高雄市長韓國瑜日前表示期許台灣成為小瑞士,不難窺見其作為政治人物的豪情與信心。
不過,韓市長對「瑞士經驗」的實質、「瑞士經驗」的反思,以及瑞士「中立國」地位對雙邊貿易協商的幫助,著墨無多。到底台灣應如何向瑞士取經,韓市長應該先從回答三個問題開始。
第一問:「瑞士經驗」是什麼概念?
韓國瑜說「有錢人的錢都放在瑞士」。確實,瑞士金融體質健全,銀行業發展先進,亦如韓國瑜所說,「瑞士找出了自己發展經濟的重要產業」,因此,關鍵的問題是「瑞士經驗」所發展的產業,以及拓展市場的方式。
瑞士經驗的核心,在於其將優勢產業出口,用簽訂自由貿易協定(FTA)的手段降低出口成本,以拓展外銷市場,像是瑞士的腕表、機械零件與製藥產業為其出口大宗。
值得注意的是,從2002年開始,中國成為瑞士在亞洲的最大貿易伙伴。近十年瑞士腕表、機械對中國與香港市場出口的比重,已經接近總出口的三分之一,僅次於瑞士對歐盟市場的出口。
然而,台灣在與各國簽訂自由貿易協定時屢遭為難,又要如何複製瑞士經驗?
第二問:「瑞士經驗」都是好的嗎?
從韓國瑜接受媒體專訪的應答來看,不難看出他對瑞士經驗的欣羨。不過,瑞士對自身經驗的省思,亦值得參考。
以其高度依賴的中國市場為例,瑞士沒有達到預期的談判目標,例如:影響瑞士高級腕表價格關鍵的「消費稅」談判,還沒有出現在中方的考慮事項;智慧財產權(腕表仿冒)問題仍需要具體的解決策略;「禁奢令」造成瑞士腕表產業在中國市場的蕭條,顯示高度依賴中國市場的風險。
在台灣急著奉行瑞士經驗前,有想過該如何應對其中可能帶來的風險了嗎?
第三問:瑞士的「中立國地位」真有助於其對外貿易協商?
韓國瑜說,「永久中立國好處很多」。本文想問的是,瑞士的「中立國地位」,是否幫助其進行雙邊貿易談判,或是在關鍵的協商議題獲得突破?
以瑞士與中國自由貿易談判為例,關鍵的腕表關稅減讓議題獲得突破,與當時中國商務部與財政部的爭權有關。
其次,中國的「禁奢令」使得瑞士高級腕表產業急速蕭條,瑞士為使中瑞自由貿易協議加速通過,不得不在「關鍵技術轉讓備忘錄」的議題上妥協。

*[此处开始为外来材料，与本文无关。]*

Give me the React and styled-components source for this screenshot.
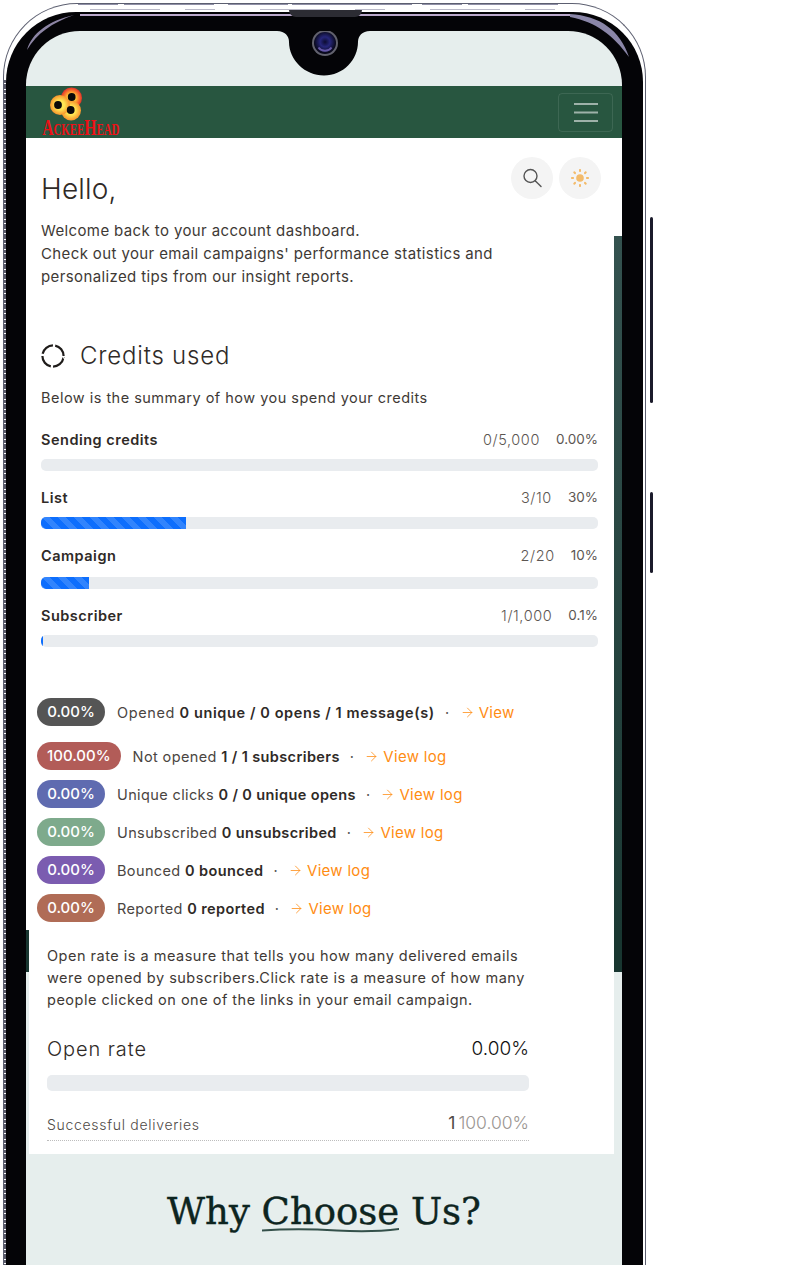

顯見「中立國地位」對瑞士取得中國出口市場的關稅減讓,以及在「關鍵技術轉讓」的交涉上,沒有顯著影響。
殷鑑不遠,在夏后之世。台灣與瑞士皆是內需市場相對狹隘、仰賴出口貿易的經濟體,出口皆受中國經濟影響。台灣還得慎思,在中國作為政治競爭者、威權政體,與鄰近最大經濟體的多重前提下,如何拓展其發展戰略?